第19回 月の溶岩チューブへの想い(杉本悠樹) 

 月の縦孔の存在により月に溶岩チューブの存在がする可能性が高くなっています。私の勤務する山梨県富士河口湖町には富士山の噴火によって流れ出した溶岩流によって形成された溶岩洞穴が多数あり、6件が国の天然記念物に指定されております。その多くの溶岩洞穴は平安時代の貞観6年(864)に富士山の側火山の噴火により誕生しました。その溶岩流が流れた範囲は現在「青木ヶ原樹海」として広く知られております。約1150年が経過した現在も富士山の火山活動の履歴を物語る貴重な天然記念物として保護されています。

 私がUZUMEのプロジェクトに関わるきっかけとなったのは、溶岩洞穴を多く有する富士河口湖町とのアウトリーチによる連携を行うことでした。富士山の世界文化遺産登録に向けて、富士山に関連する文化財(天然記念物を含む)の調査が蓄積され、富士山麓の溶岩洞穴も保護のために高度な測量が実施された直後でした。3Dレーザー・スキャナーによる測量が実施され、溶岩洞穴の詳細な形状が記録されました。その調査成果を紹介することを含め、富士山麓の溶岩洞穴(溶岩チューブ)の事例と月面で探査が期待される溶岩チューブへと夢がつながって行きました。

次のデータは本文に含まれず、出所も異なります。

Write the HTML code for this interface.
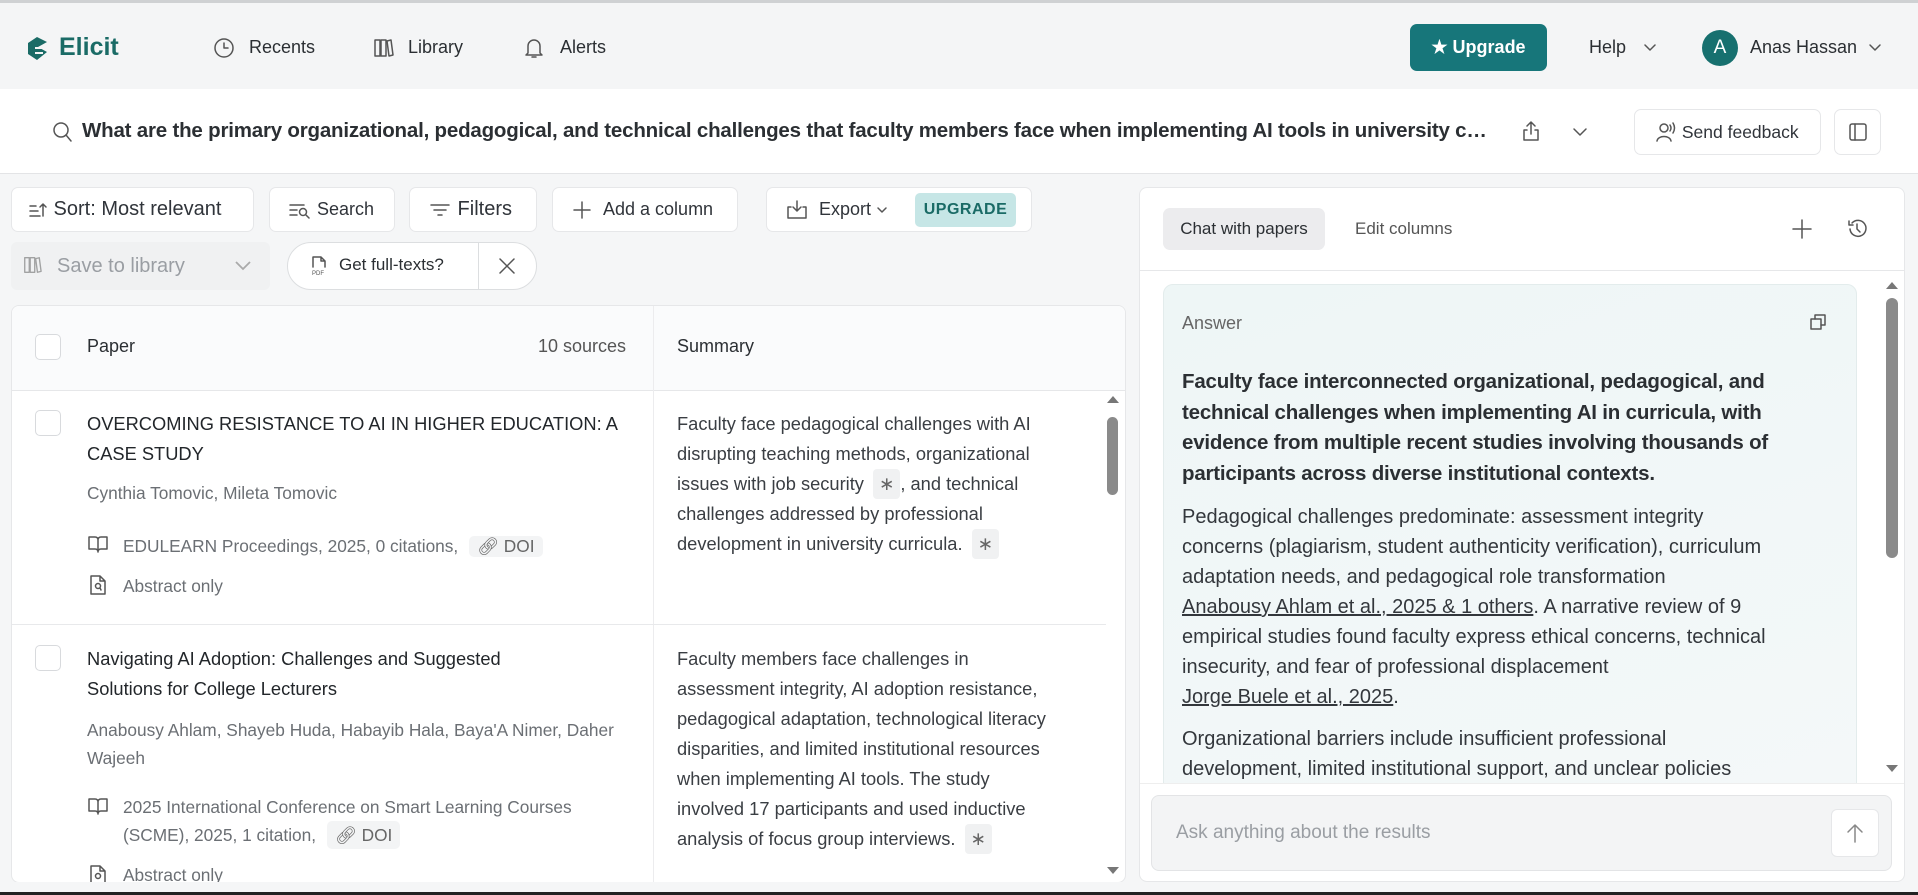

 富士河口湖町に所在する本栖風穴、富岳風穴、富士風穴、隣接する鳴沢村に所在する鳴沢氷穴では、外気温が30℃前後になる真夏でも洞穴内部は0℃の環境にあり、氷に覆われた幻想的な空間が広がり、地下に「異空間」が存在すると言えます。地上の環境とは異なった、太陽の光の届かない暗く寒い空間が長く伸びています。月の溶岩チューブの内部もきっと月面とは全く環境が異なる「異空間」であることが想像されます。

 世界遺産に登録された富士山にある溶岩洞穴は、人類共有の宝であり地球の代表的な溶岩洞穴であると思います。富士山麓の溶岩洞穴とこれから探査される月の溶岩チューブの比較がなされ、異なる星で生まれた溶岩洞穴と溶岩チューブがUZUMEによって結ばれることを期待しています。